If “CI” follows the U.S. version, this will mean dropping most of its drama reruns and replacing them with justice reality shows. And that would make it very similar to Investigation Discovery, formerly Court TV Canada, a Bell-owned channel that’s doing the same thing.
First licensed in 2000 as “13th Street”, Mystery is “devoted to mystery and suspense programming. The service will nurture and encourage short-form Canadian mysteries. It will provide a wide assortment of genre-specific programs including movies, television series, short films and documentaries that will focus exclusively on the delivery of entertaining programming on suspense, espionage and classic mysteries.”
Whether law and order reality shows fit into this definition is a matter of interpretation. The channel has limits on comedy, professional sports and music video programming, but is otherwise free to air what it wishes as long as it fits the nature of service.

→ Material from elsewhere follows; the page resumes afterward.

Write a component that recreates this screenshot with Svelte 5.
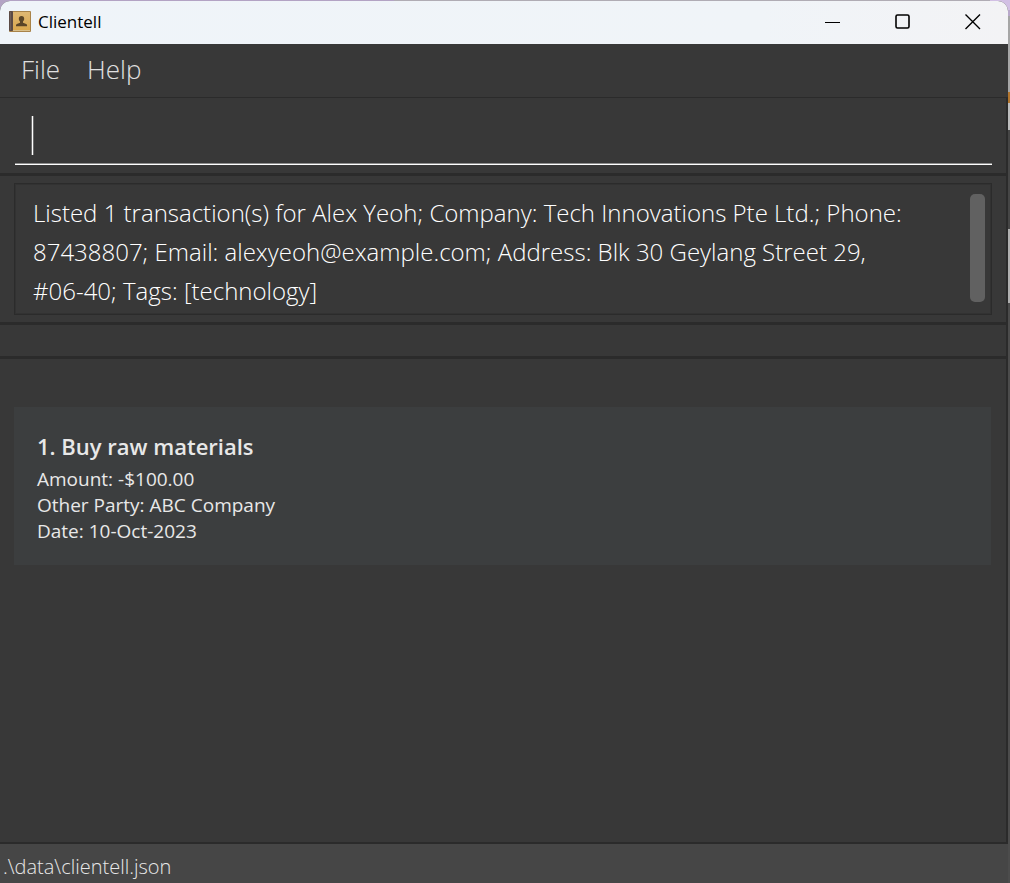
<script>
  let command = $state('');
  const result =
    'Listed 1 transaction(s) for Alex Yeoh; Company: Tech Innovations Pte Ltd.; Phone: 87438807; Email: alexyeoh@example.com; Address: Blk 30 Geylang Street 29, #06-40; Tags: [technology]';
  const transactions = [
    { name: 'Buy raw materials', amount: '-$100.00', party: 'ABC Company', date: '10-Oct-2023' }
  ];
</script>

<div class="desktop">
  <div class="window">
    <header class="titlebar">
      <svg class="logo" viewBox="0 0 22 21" aria-hidden="true">
        <defs>
          <linearGradient id="cover" x1="0" y1="0" x2="0" y2="1">
            <stop offset="0" stop-color="#dfb874" />
            <stop offset="1" stop-color="#dba84e" />
          </linearGradient>
        </defs>
        <rect x="0" y="0" width="22" height="21" rx="1" fill="#a98349" />
        <rect x="4" y="1" width="17" height="18" fill="url(#cover)" />
        <rect x="0" y="0" width="4" height="20" rx="1" fill="#5b4a45" />
        <rect x="1" y="1" width="1" height="18" fill="#6f5e58" />
        <rect x="4" y="19" width="17" height="1" fill="#d9c08c" />
        <path d="M12.5 5c1.8 0 2.8 1.2 2.7 3-.1 1.2-.6 2-1.2 2.600v1.200l3.200 1.300c.7.3.9.9.9 2.100H7c0-1.200.2-1.800.9-2.100l3.100-1.300v-1.200C10.400 10 9.900 9.200 9.800 8c-.1-1.800.9-3 2.700-3z" fill="#5b4528" />
      </svg>
      <span class="title">Clientell</span>
      <button class="control" aria-label="Minimize">
        <svg viewBox="0 0 16 16"><path d="M0 8.500h15" /></svg>
      </button>
      <button class="control" aria-label="Maximize">
        <svg viewBox="0 0 16 16"><rect x="1" y="1" width="13" height="13" rx="1.500" stroke-width="1.600" /></svg>
      </button>
      <button class="control" aria-label="Close">
        <svg viewBox="0 0 16 16"><path d="M.5.5l14.500 14.500M15 .5L.5 15" stroke-width="1.400" /></svg>
      </button>
    </header>

    <nav class="menubar">
      <button>File</button>
      <button>Help</button>
    </nav>

    <div class="pane command">
      <div class="field">
        <span class="caret"></span>
        <input type="text" aria-label="Command" bind:value={command} />
      </div>
    </div>

    <div class="pane result">
      <div class="output">
        <p>{result}</p>
        <div class="thumb"></div>
      </div>
    </div>

    <div class="pane spacer"></div>

    <main class="pane list">
      {#each transactions as item, i}
        <article class="card">
          <h2>{i + 1}. {item.name}</h2>
          <p>Amount: {item.amount}</p>
          <p>Other Party: {item.party}</p>
          <p>Date: {item.date}</p>
        </article>
      {/each}
    </main>

    <footer class="status">.\data\clientell.json</footer>
  </div>
</div>

<style>
  :global(body) {
    margin: 0;
    background: #464646;
  }
  .desktop {
    box-sizing: border-box;
    min-height: 100vh;
    display: flex;
    padding: 1px 2px 0 0;
    background:
      linear-gradient(90deg, #b3a3c4 39%, #b0acb4 39% 98%, #d2c0e4 98%) top / 100% 10px no-repeat,
      linear-gradient(#b9a9cb 0 16px, #a6a6a6 16px 92px, #b3762e 92px 103px, #bdbdbd 103px 130px, #464646 130px 229px, #b0b0b0 229px 303px, #4c4c4c 303px);
    font-family: 'Open Sans', 'Noto Sans', sans-serif;
  }
  .window {
    flex: 1;
    min-width: 0;
    display: flex;
    flex-direction: column;
    background: #383838;
    border-radius: 10px 10px 0 0;
    overflow: hidden;
  }
  .titlebar {
    box-sizing: border-box;
    display: flex;
    align-items: center;
    height: 43px;
    padding: 0 0 2px 9px;
    background: linear-gradient(90deg, #eff4f9, #f0f4f8 75%, #f3f3f5);
  }
  .logo {
    width: 22px;
    height: 21px;
    margin-right: 7px;
  }
  .title {
    flex: 1;
    font-size: 17px;
    color: #000;
  }
  .control {
    width: 70px;
    height: 41px;
    padding: 0;
    border: 0;
    background: none;
    display: grid;
    place-items: center;
  }
  .control svg {
    width: 16px;
    height: 16px;
    fill: none;
    stroke: #000;
    stroke-width: 1;
  }
  .menubar {
    box-sizing: border-box;
    display: flex;
    gap: 27px;
    padding: 0 21px 3px;
    height: 53px;
  }
  .menubar button {
    padding: 0;
    border: 0;
    background: none;
    font: 300 26px 'Open Sans', 'Noto Sans', sans-serif;
    color: #e0e0e0;
  }
  .pane {
    box-sizing: border-box;
    border: 1px solid #2b2b2b;
    border-width: 1px 2px 2px 0;
  }
  .command {
    padding: 18px 14px 8px 15px;
  }
  .field {
    display: flex;
    align-items: flex-start;
    height: 48px;
    padding-left: 17px;
    border-bottom: 1px solid #fff;
    box-shadow: inset 0 -1px #8d8d8d;
  }
  .caret {
    width: 1px;
    height: 39px;
    background: #fff;
    box-shadow: -1px 0 #6c6c6c, 1px 0 #6c6c6c;
  }
  .field input {
    flex: 1;
    height: 39px;
    padding: 0;
    border: 0;
    outline: 0;
    background: none;
    font: 300 24px 'Open Sans', sans-serif;
    color: #fff;
  }
  .result {
    padding: 7px 14px 7px;
  }
  .output {
    display: flex;
    align-items: center;
    gap: 50px;
    padding: 9px 6px 4px 18px;
    border: 1px solid #2b2b2b;
    box-shadow: inset 0 0 0 1px #323232;
  }
  .output p {
    flex: 1;
    margin: 0;
    font-weight: 300;
    font-size: 24px;
    line-height: 39px;
    color: #fff;
  }
  .thumb {
    width: 15px;
    height: 108px;
    margin-bottom: 8px;
    border-radius: 5px;
    background: #616161;
  }
  .spacer {
    height: 34px;
  }
  .list {
    flex: 1;
    padding: 48px 15px 0 14px;
  }
  .card {
    padding: 22px 23px 21px;
    background: #3c3e3f;
    color: #e8e8e8;
  }
  .card h2 {
    margin: 0 0 2px;
    font-weight: 600;
    font-size: 22px;
    line-height: 35px;
  }
  .card p {
    margin: 0;
    font-size: 19px;
    line-height: 26px;
  }
  .status {
    padding: 7px 3px 0;
    font-weight: 300;
    font-size: 20px;
    line-height: 32px;
    background: #464646;
    color: #e8e8e8;
  }
</style>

Mystery was co-owned with Quebecor until 2012, when Shaw bought it out. As part of that deal, Shaw promised the CRTC to devote some funding to scripted dramas and other so-called programs of national interest until 2017. The dramas wouldn’t have much of a home on the new channel, but that money could also be spent on long-form documentaries.
In the latest CRTC financial numbers, Mystery had $6.5 million a year in advertising revenue in 2012-13, a staff of 11, about 2 million subscribers (growing steadily over the past five years) and a very healthy 47 per cent profit margin.